Now that I’ve established that I want to build a deep team with nine efficient players who cost around $20 each, who are good players to target? Points guards-Jeff Teague, Goran Dragic, George Hill, Darren Collison; Shooting Guards-Kyle Korver, J.J. Redick, Danny Green; Small Forwards-Rudy Gay, Khris Middleton, Giannis Antetokounmpo, DeMarre Carroll; Power Forwards-Pau Gasol, LaMarcus Aldridge, Dirk Nowitzki, Meyers Leonard; Centers-Both Lopez brothers, Marc Gasol, Tyson Chandler. This list is by no means exhaustive. There are many efficient players who are not included on this list.

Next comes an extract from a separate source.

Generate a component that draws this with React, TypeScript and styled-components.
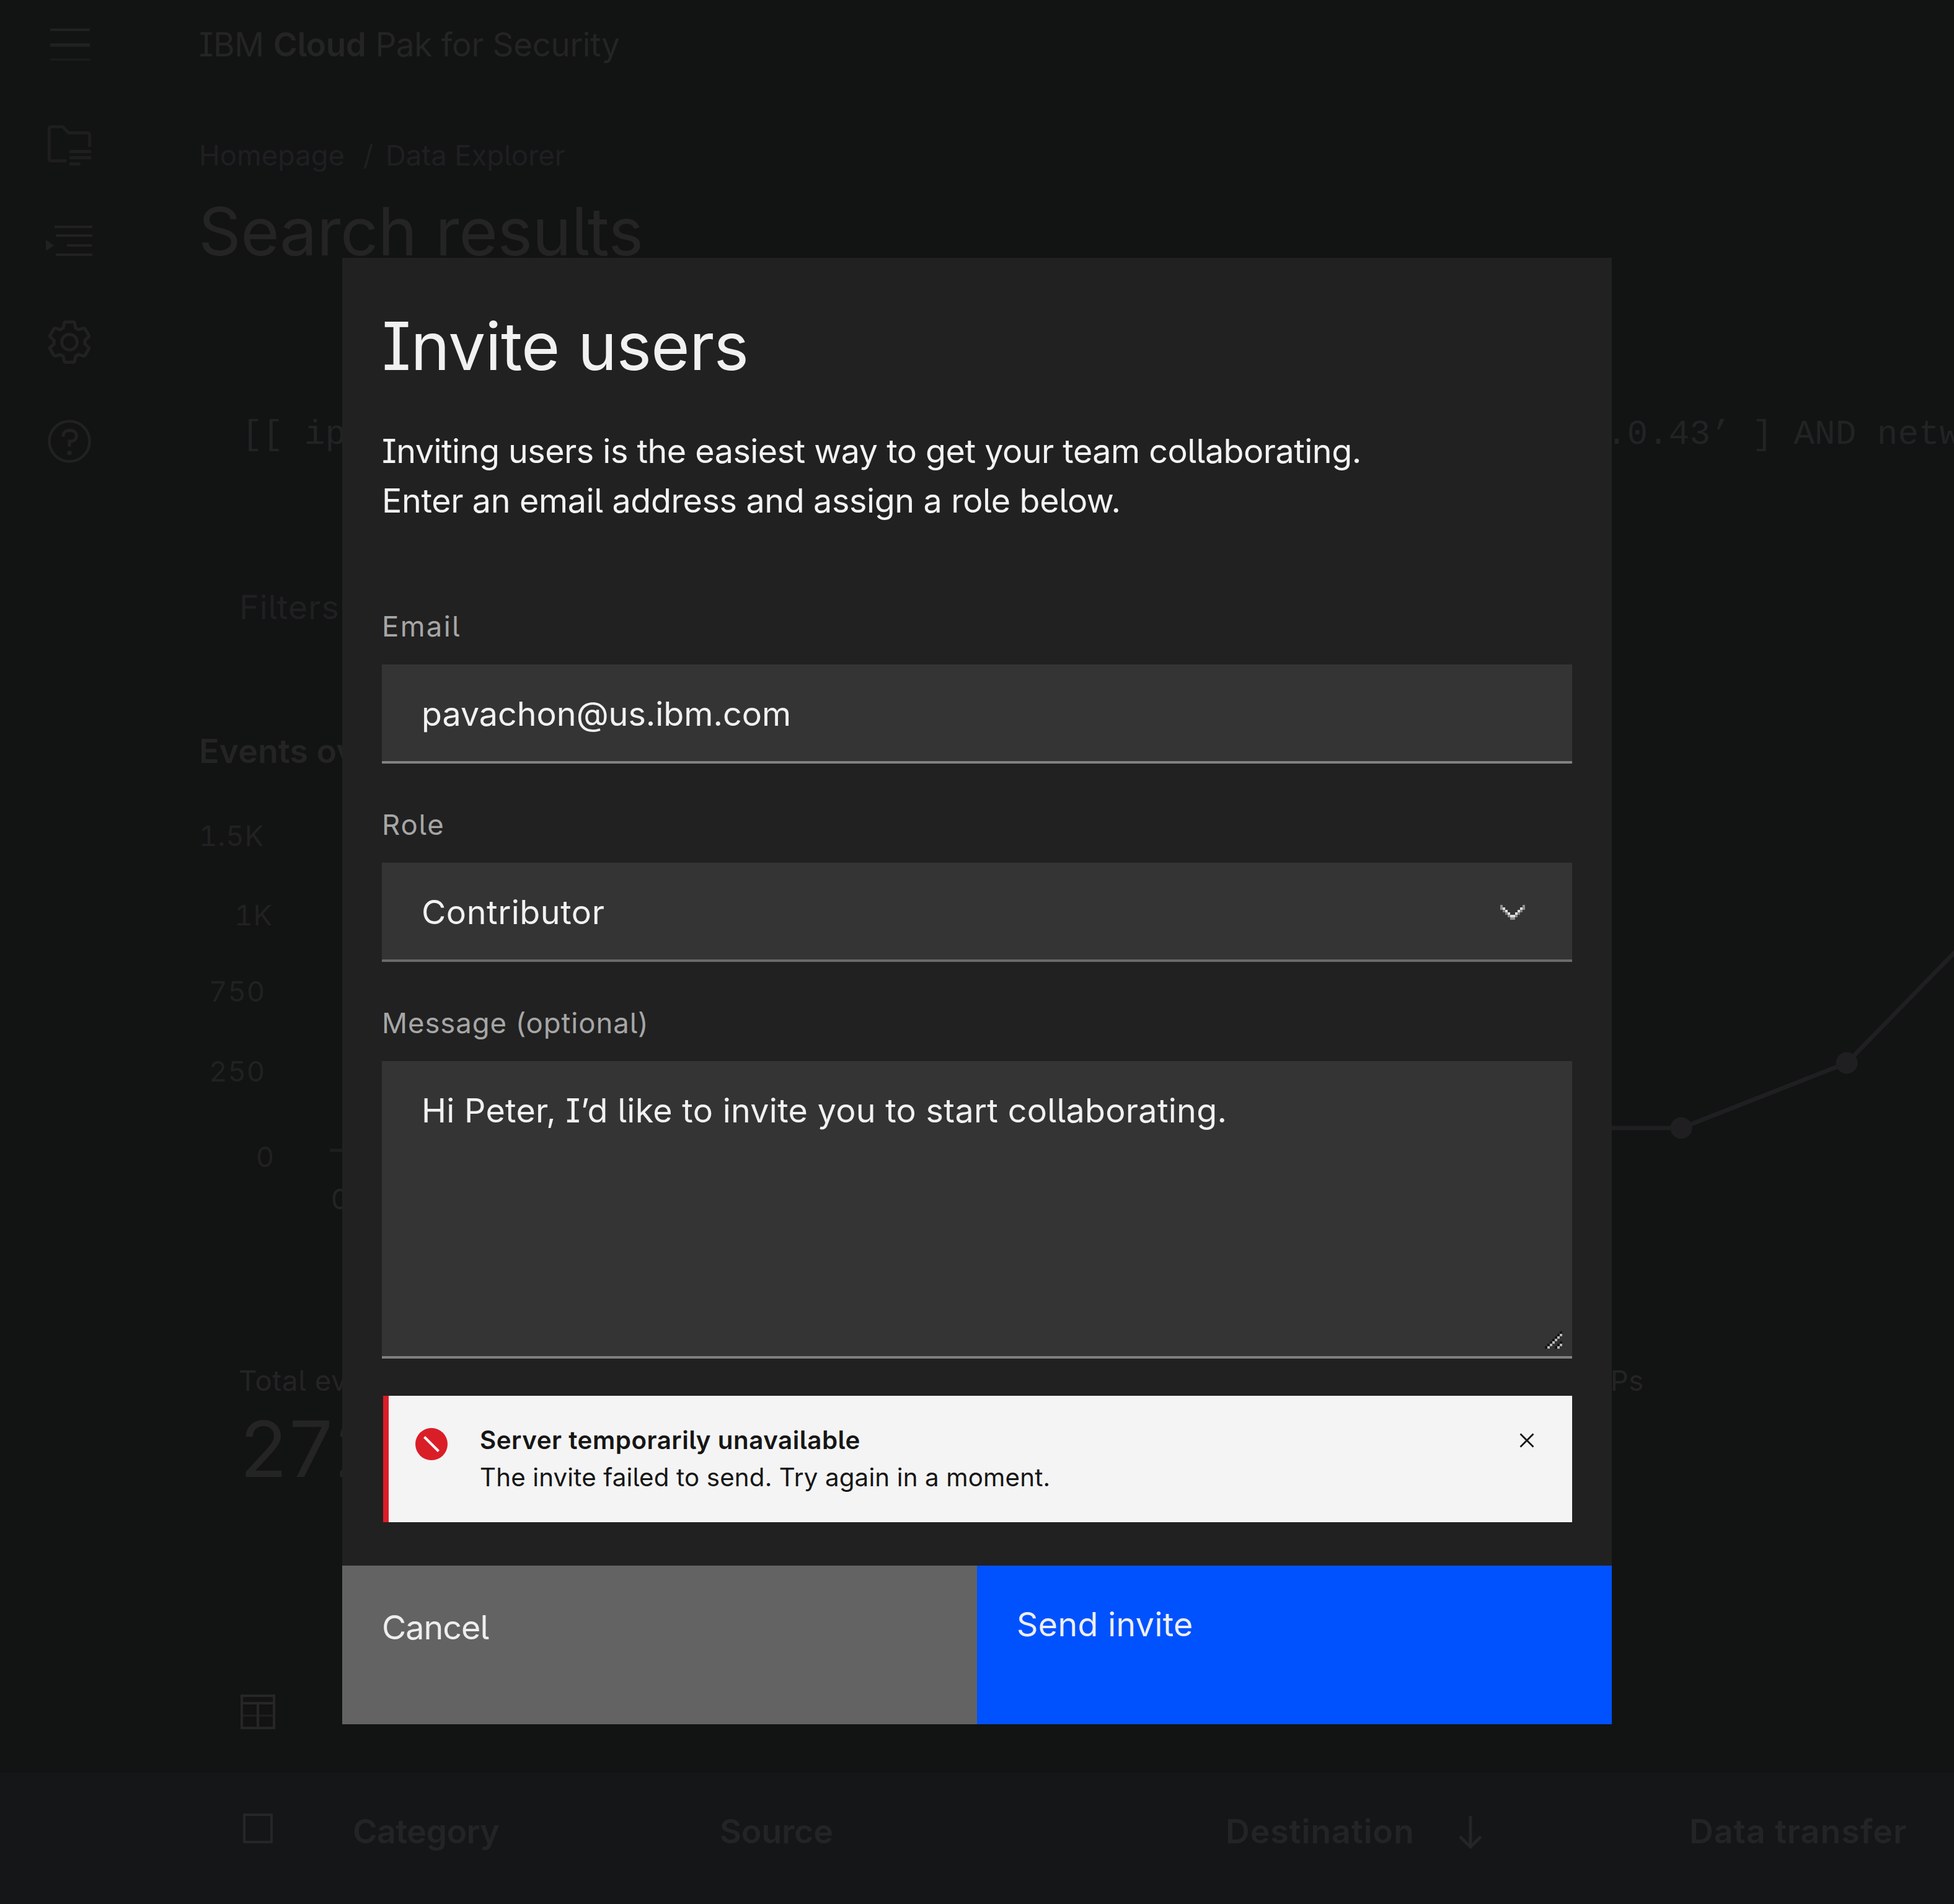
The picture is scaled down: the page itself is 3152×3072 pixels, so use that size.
import React from "react";
import styled, { createGlobalStyle } from "styled-components";

const sans = `Inter, "Noto Sans", "Liberation Sans", sans-serif`;
const mono = `"Liberation Mono", monospace`;

const GlobalStyle = createGlobalStyle`
  html, body { margin: 0; padding: 0; background: #121313; }
  *, *::before, *::after { box-sizing: border-box; }
  body { font-family: ${sans}; font-feature-settings: "cv05", "cv08"; font-kerning: normal; }
  h1, h2, p { margin: 0; font-weight: 400; }
  button { border: 0; font: inherit; font-feature-settings: inherit; text-align: left; }
`;

/* ---------- page behind the dialog ---------- */

const Page = styled.div`
  position: relative;
  display: flex;
  flex-direction: column;
  width: 3152px;
  height: 3072px;
  overflow: hidden;
  background: #121313;
  color: #242425;
  white-space: nowrap;
`;

const Upper = styled.div`
  display: flex;
  height: 2860px;
`;

const Rail = styled.nav`
  flex: none;
  display: flex;
  flex-direction: column;
  align-items: center;
  gap: 80px;
  width: 224px;
  padding-top: 32px;
  color: #212122;
`;

const RailIcon = styled.svg<{ $dim?: boolean }>`
  display: block;
  width: 80px;
  height: 80px;
  fill: currentColor;
  opacity: ${(p) => (p.$dim ? 0.8 : 1)};
`;

const Main = styled.main`
  flex: 1;
  min-width: 0;
  display: flex;
  flex-direction: column;
`;

const Brand = styled.div`
  display: flex;
  gap: 15px;
  padding-left: 97px;
  font-size: 53px;
  line-height: 145px;
  height: 144px;
  letter-spacing: -0.4px;
`;

const BrandStrong = styled.strong`
  font-weight: 600;
`;

const Breadcrumb = styled.div`
  display: flex;
  margin-top: 75px;
  padding-left: 97px;
  font-size: 45.5px;
  line-height: 64px;
  letter-spacing: -0.1px;
  color: #1f1f22;
`;

const Slash = styled.span`
  width: 66px;
  text-align: center;
  padding-left: 10px;
`;

const PageTitle = styled.h1`
  margin-top: 26px;
  padding-left: 96px;
  font-size: 107px;
  line-height: 128px;
  letter-spacing: -0.4px;
`;

const Query = styled.div`
  display: flex;
  align-items: center;
  justify-content: space-between;
  height: 294px;
  margin-top: 117px;
  padding-left: 166px;
  background: #121414;
  color: #222324;
  font-family: ${mono};
  font-size: 56px;
`;

const QueryTail = styled.span`
  width: 561px;
`;

const Filters = styled.div`
  margin-top: 92px;
  padding-left: 162px;
  font-size: 53.8px;
  line-height: 80px;
  letter-spacing: 0.9px;
  color: #202023;
`;

const ChartTitle = styled.h2`
  margin-top: 152px;
  padding-left: 97px;
  font-size: 53.8px;
  font-weight: 600;
  line-height: 80px;
`;

const Chart = styled.div`
  display: flex;
  height: 944px;
`;

const Axis = styled.div`
  flex: none;
  display: flex;
  flex-direction: column;
  align-items: flex-end;
  width: 308px;
  padding-top: 65px;
  font-size: 45.5px;
  line-height: 64px;
  letter-spacing: 0.8px;
  font-variant-numeric: tabular-nums;
  color: #212122;
`;

const AxisLabel = styled.span<{ $inset: number; $gap: number }>`
  margin-top: ${(p) => p.$gap}px;
  margin-right: ${(p) => p.$inset}px;
`;

const Plot = styled.div`
  flex: 1;
  display: flex;
  flex-direction: column;
`;

const PlotLines = styled.svg`
  display: block;
  width: 2620px;
  height: 648px;
`;

const XLabel = styled.span`
  margin-top: 3px;
  padding-left: 2px;
  font-size: 45.5px;
  line-height: 64px;
`;

const Stats = styled.div`
  display: grid;
  grid-template-columns: 2192px 1fr;
  padding-left: 161px;
`;

const Stat = styled.div`
  display: flex;
  flex-direction: column;
  gap: 14px;
`;

const StatLabel = styled.span`
  font-size: 45.5px;
  line-height: 64px;
  letter-spacing: 0.6px;
`;

const StatValue = styled.span`
  font-size: 125px;
  line-height: 128px;
  letter-spacing: -5px;
  font-variant-numeric: tabular-nums;
`;

const TableIcon = styled.svg`
  display: block;
  width: 56px;
  height: 56px;
  margin: 332px 0 0 164px;
`;

const TableHead = styled.div`
  flex: 1;
  display: grid;
  grid-template-columns: 177px 592px 816px 375px 373px 1fr;
  align-items: start;
  padding: 55px 0 0 392px;
  background: #151617;
  font-size: 53.8px;
  font-weight: 600;
  line-height: 80px;
  color: #232425;
`;

const Checkbox = styled.span`
  width: 48px;
  height: 48px;
  margin-top: 11px;
  border: 4px solid #252627;
`;

const Heading = styled.span<{ $track: number }>`
  letter-spacing: ${(p) => p.$track}px;
`;

const SortIcon = styled.svg`
  width: 40px;
  height: 54px;
  margin-top: 15px;
`;

/* ---------- dialog ---------- */

const Dialog = styled.section`
  position: absolute;
  top: 416px;
  left: 552px;
  display: flex;
  flex-direction: column;
  width: 2048px;
  height: 2366px;
  background: #212121;
  color: #f1f1f1;
`;

const DialogBody = styled.div`
  flex: 1;
  display: flex;
  flex-direction: column;
  padding: 78px 64px 0;
`;

const DialogTitle = styled.h2`
  font-size: 107px;
  line-height: 128px;
  letter-spacing: -0.75px;
`;

const Lead = styled.p`
  margin-top: 66.4px;
  margin-bottom: 63.6px;
  font-size: 53.8px;
  line-height: 80px;
  color: #f3f3f3;
`;

const LeadLine = styled.span<{ $track: number }>`
  display: block;
  letter-spacing: ${(p) => p.$track}px;
`;

const Field = styled.div`
  display: flex;
  flex-direction: column;
  gap: 36.6px;
  padding-top: 75.4px;
`;

const Label = styled.label<{ $track: number }>`
  font-size: 45.5px;
  line-height: 48px;
  letter-spacing: ${(p) => p.$track}px;
  color: #a6a6a6;
`;

const Control = styled.div<{ $tall?: boolean; $line: string; $track: number }>`
  display: flex;
  justify-content: space-between;
  height: ${(p) => (p.$tall ? 480 : 160)}px;
  padding: 40px ${(p) => (p.$tall ? 16 : 76)}px 0 64px;
  border-bottom: 4px solid ${(p) => p.$line};
  background: #343434;
  font-size: 53.8px;
  line-height: 80px;
  letter-spacing: ${(p) => p.$track}px;
`;

const Chevron = styled.svg`
  width: 40px;
  height: 24px;
  margin-top: 28px;
  shape-rendering: crispEdges;
`;

const Grip = styled.svg`
  align-self: flex-end;
  width: 28px;
  height: 28px;
  margin-bottom: 12px;
  shape-rendering: crispEdges;
`;

const Notice = styled.div`
  display: flex;
  height: 204px;
  margin: 60px 0 0 2px;
  padding: 42px 61px 0 43px;
  border-left: 9px solid #da1e28;
  background: #f4f4f4;
  color: #161616;
  font-size: 40.3px;
  line-height: 60px;
`;

const ErrorIcon = styled.svg`
  flex: none;
  width: 52px;
  height: 52px;
  margin-top: 10px;
`;

const NoticeText = styled.div`
  flex: 1;
  display: flex;
  flex-direction: column;
  padding-left: 52px;
  letter-spacing: 0.15px;
`;

const NoticeTitle = styled.strong`
  font-weight: 600;
  letter-spacing: 0.53px;
`;

const CloseIcon = styled.svg`
  width: 24px;
  height: 24px;
  margin-top: 18px;
`;

const Footer = styled.footer`
  display: grid;
  grid-template-columns: 1fr 1fr;
  height: 256px;
`;

const Action = styled.button<{ $primary?: boolean }>`
  display: flex;
  align-items: flex-start;
  padding: ${(p) => (p.$primary ? 55 : 60)}px 64px 0;
  background: ${(p) => (p.$primary ? "#0052ff" : "#636363")};
  color: #eeeeee;
  font-size: 53.8px;
  line-height: 80px;
  letter-spacing: ${(p) => (p.$primary ? 0.3 : -1)}px;
`;

const yAxis = [
  { text: "1.5K", inset: 106, gap: 0 },
  { text: "1K", inset: 92, gap: 64 },
  { text: "750", inset: 104, gap: 59 },
  { text: "250", inset: 104, gap: 65 },
  { text: "0", inset: 89, gap: 74 },
];

const chevronDots = [
  [0, 0, "#8f8f8f"], [0, 4, "#8f8f8f"], [4, 4, "#dedede"], [4, 8, "#7e7e7e"],
  [8, 8, "#dedede"], [8, 12, "#7e7e7e"], [12, 12, "#dedede"], [12, 16, "#8a8a8a"],
  [16, 16, "#dedede"], [16, 20, "#8f8f8f"], [20, 16, "#dedede"], [20, 20, "#8f8f8f"],
  [24, 12, "#dedede"], [24, 16, "#8a8a8a"], [28, 8, "#dedede"], [28, 12, "#7e7e7e"],
  [32, 4, "#dedede"], [32, 8, "#7e7e7e"], [36, 0, "#8f8f8f"], [36, 4, "#8f8f8f"],
] as const;

const gripDots = [
  ...[0, 1, 2, 3, 4, 5, 6].map((i) => [i * 4, 24 - i * 4, "#161616"] as const),
  ...[1, 2, 3, 4, 5, 6].map((i) => [i * 4, 28 - i * 4, "#b5b5b5"] as const),
  ...[4, 5, 6].map((i) => [i * 4, 40 - i * 4, "#161616"] as const),
  ...[5, 6].map((i) => [i * 4, 44 - i * 4, "#b5b5b5"] as const),
];

function RailIcons() {
  return (
    <Rail>
      <RailIcon viewBox="0 0 80 80">
        <rect x="9" y="14" width="64" height="4" />
        <rect x="9" y="38" width="64" height="5.5" />
        <rect x="9" y="62" width="64" height="4" opacity="0.5" />
      </RailIcon>
      <RailIcon $dim viewBox="0 0 32 32">
        <rect x="16" y="20" width="14" height="2" />
        <rect x="16" y="24" width="14" height="2" />
        <rect x="16" y="28" width="7" height="2" />
        <path d="M14,26H4V6h7.17l3.41,3.41.59.59H28v8h2V10a2,2,0,0,0-2-2H16L12.59,4.59A2,2,0,0,0,11.17,4H4A2,2,0,0,0,2,6V26a2,2,0,0,0,2,2H14Z" />
      </RailIcon>
      <RailIcon viewBox="0 0 80 80">
        <rect x="16" y="12" width="61" height="4" />
        <rect x="18" y="26" width="59" height="4" />
        <rect x="36" y="42" width="40" height="4" />
        <rect x="18" y="57" width="59" height="4" />
        <path d="M2 35L15 44L2 53Z" />
      </RailIcon>
      <RailIcon viewBox="0 0 32 32">
        <path d="M27,16.76c0-.25,0-.5,0-.76s0-.51,0-.77l1.92-1.68A2,2,0,0,0,29.3,11L26.94,7a2,2,0,0,0-1.73-1,2,2,0,0,0-.64.1l-2.43.82a11.35,11.35,0,0,0-1.31-.75l-.51-2.52a2,2,0,0,0-2-1.61H13.64a2,2,0,0,0-2,1.61l-.51,2.52a11.48,11.48,0,0,0-1.32.75L7.43,6.06A2,2,0,0,0,6.79,6,2,2,0,0,0,5.06,7L2.7,11a2,2,0,0,0,.41,2.51L5,15.24c0,.25,0,.5,0,.76s0,.51,0,.77L3.11,18.45A2,2,0,0,0,2.7,21L5.06,25a2,2,0,0,0,1.73,1,2,2,0,0,0,.64-.1l2.43-.82a11.35,11.35,0,0,0,1.31.75l.51,2.52a2,2,0,0,0,2,1.61h4.72a2,2,0,0,0,2-1.61l.51-2.52a11.48,11.48,0,0,0,1.32-.75l2.42.82a2,2,0,0,0,.64.1,2,2,0,0,0,1.73-1L29.3,21a2,2,0,0,0-.41-2.51ZM25.21,24l-3.43-1.16a8.86,8.86,0,0,1-2.71,1.57L18.36,28H13.64l-.71-3.55a9.36,9.36,0,0,1-2.7-1.57L6.79,24,4.43,20l2.72-2.4a8.9,8.9,0,0,1,0-3.13L4.43,12,6.79,8l3.43,1.16a8.86,8.86,0,0,1,2.71-1.57L13.64,4h4.72l.71,3.55a9.36,9.36,0,0,1,2.7,1.57L25.21,8,27.57,12l-2.72,2.4a8.9,8.9,0,0,1,0,3.13L27.57,20Z" />
        <path d="M16,22a6,6,0,1,1,6-6A5.94,5.94,0,0,1,16,22Zm0-10a3.91,3.91,0,0,0-4,4,3.91,3.91,0,0,0,4,4,3.91,3.91,0,0,0,4-4A3.91,3.91,0,0,0,16,12Z" />
      </RailIcon>
      <RailIcon viewBox="0 0 32 32">
        <circle cx="16" cy="16" r="13" fill="none" stroke="currentColor" strokeWidth="1.8" />
        <circle cx="16" cy="23.5" r="1.5" />
        <path d="M17,8H15.5A4.49,4.49,0,0,0,11,12.5V13h2v-.5A2.5,2.5,0,0,1,15.5,10H17a2.5,2.5,0,0,1,0,5H15v4.5h2V17a4.5,4.5,0,0,0,0-9Z" />
      </RailIcon>
    </Rail>
  );
}

function InviteDialog() {
  return (
    <Dialog>
      <DialogBody>
        <DialogTitle>Invite users</DialogTitle>
        <Lead>
          <LeadLine $track={-0.5}>Inviting users is the easiest way to get your team collaborating.</LeadLine>
          <LeadLine $track={-0.35}>Enter an email address and assign a role below.</LeadLine>
        </Lead>
        <Field>
          <Label $track={2.3}>Email</Label>
          <Control $line="#828282" $track={0}>pavachon@us.ibm.com</Control>
        </Field>
        <Field>
          <Label $track={1.8}>Role</Label>
          <Control $line="#6b6b6b" $track={0.55}>
            Contributor
            <Chevron viewBox="0 0 40 24">
              {chevronDots.map(([x, y, c]) => (
                <rect key={`${x}-${y}`} x={x} y={y} width="4" height="4" fill={c} />
              ))}
            </Chevron>
          </Control>
        </Field>
        <Field>
          <Label $track={0.9}>Message (optional)</Label>
          <Control $tall $line="#808080" $track={0.3}>
            Hi Peter, I’d like to invite you to start collaborating.
            <Grip viewBox="0 0 28 28">
              {gripDots.map(([x, y, c]) => (
                <rect key={`${x}-${y}`} x={x} y={y} width="4" height="4" fill={c} />
              ))}
            </Grip>
          </Control>
        </Field>
        <Notice>
          <ErrorIcon viewBox="0 0 52 52">
            <circle cx="26" cy="26" r="26" fill="#da1e28" />
            <path d="M14.5 14.5L37.5 37.5" stroke="#fff" strokeWidth="4" />
          </ErrorIcon>
          <NoticeText>
            <NoticeTitle>Server temporarily unavailable</NoticeTitle>
            <span>The invite failed to send. Try again in a moment.</span>
          </NoticeText>
          <CloseIcon viewBox="0 0 24 24">
            <path d="M1.5 1.5L22.5 22.5M22.5 1.5L1.5 22.5" stroke="#161616" strokeWidth="2.8" />
          </CloseIcon>
        </Notice>
      </DialogBody>
      <Footer>
        <Action>Cancel</Action>
        <Action $primary>Send invite</Action>
      </Footer>
    </Dialog>
  );
}

export default function App() {
  return (
    <>
      <GlobalStyle />
      <Page>
        <Upper>
          <RailIcons />
          <Main>
            <Brand>
              <span>IBM</span>
              <BrandStrong>Cloud</BrandStrong>
              <span>Pak for Security</span>
            </Brand>
            <Breadcrumb>
              <span>Homepage</span>
              <Slash>/</Slash>
              <span>Data Explorer</span>
            </Breadcrumb>
            <PageTitle>Search results</PageTitle>
            <Query>
              <span>[[ ip</span>
              <QueryTail>.0.43’ ] AND netw</QueryTail>
            </Query>
            <Filters>Filters</Filters>
            <ChartTitle>Events ov</ChartTitle>
            <Chart>
              <Axis>
                {yAxis.map((a) => (
                  <AxisLabel key={a.text} $inset={a.inset} $gap={a.gap}>{a.text}</AxisLabel>
                ))}
              </Axis>
              <Plot>
                <PlotLines viewBox="0 0 2620 648">
                  <path d="M0 604H30" stroke="#1e1e21" strokeWidth="5" />
                  <g fill="#1f1f22" stroke="#1f1f22" strokeWidth="7">
                    <path d="M2060 568H2180L2447 463L2640 265" fill="none" />
                    <circle cx="2180" cy="568" r="14" />
                    <circle cx="2447" cy="463" r="14" />
                  </g>
                </PlotLines>
                <XLabel>0</XLabel>
              </Plot>
            </Chart>
            <Stats>
              <Stat>
                <StatLabel>Total ev</StatLabel>
                <StatValue>272</StatValue>
              </Stat>
              <StatLabel>IPs</StatLabel>
            </Stats>
            <TableIcon viewBox="0 0 56 56" fill="none" stroke="#262627" strokeWidth="4">
              <path d="M2 2H54V54H2ZM2 14H54M28 14V54" />
              <path d="M2 34H54" strokeWidth="3" opacity="0.7" />
            </TableIcon>
          </Main>
        </Upper>
        <TableHead>
          <Checkbox />
          <Heading $track={-0.6}>Category</Heading>
          <Heading $track={-0.2}>Source</Heading>
          <Heading $track={0.8}>Destination</Heading>
          <SortIcon viewBox="0 0 40 54" fill="none" stroke="#242526" strokeWidth="5">
            <path d="M20 0V50M3 33L20 50L37 33" />
          </SortIcon>
          <Heading $track={0.9}>Data transfer</Heading>
        </TableHead>
        <InviteDialog />
      </Page>
    </>
  );
}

Another notion that I would like to dispel is that some people believe that being efficient means being weak in the counting stats. Often times, a player will be worth their auction price even if they weren’t efficient, and being efficient is a free bonus. For example, Korver can be purchased for less than $15 auction dollars in a lot of leagues. He would probably be worth that for his threes, decent rebounding, and decent stocks. However, he is also one of the most efficient players in the game. Brook Lopez is one of the most efficient players in the game. He also happens to score nearly 20 points per game and gets nearly two blocks per game. In many leagues he will cost less than $30 auction dollars. You would probably pay $30 auction dollars for his scoring and blocks while his incredible efficiency is merely a bonus. You could say the same thing about most of the players above, the Gasols, Middleton, Teague, etc. They all produce fantasy relevant stats, while being affordable in auctions, and being efficient.

I know that these concepts can be difficult to understand. I hope that they’ve shown you why the counting stats are overrated in H2H matches and provided a quick guide as to how to have a better approach.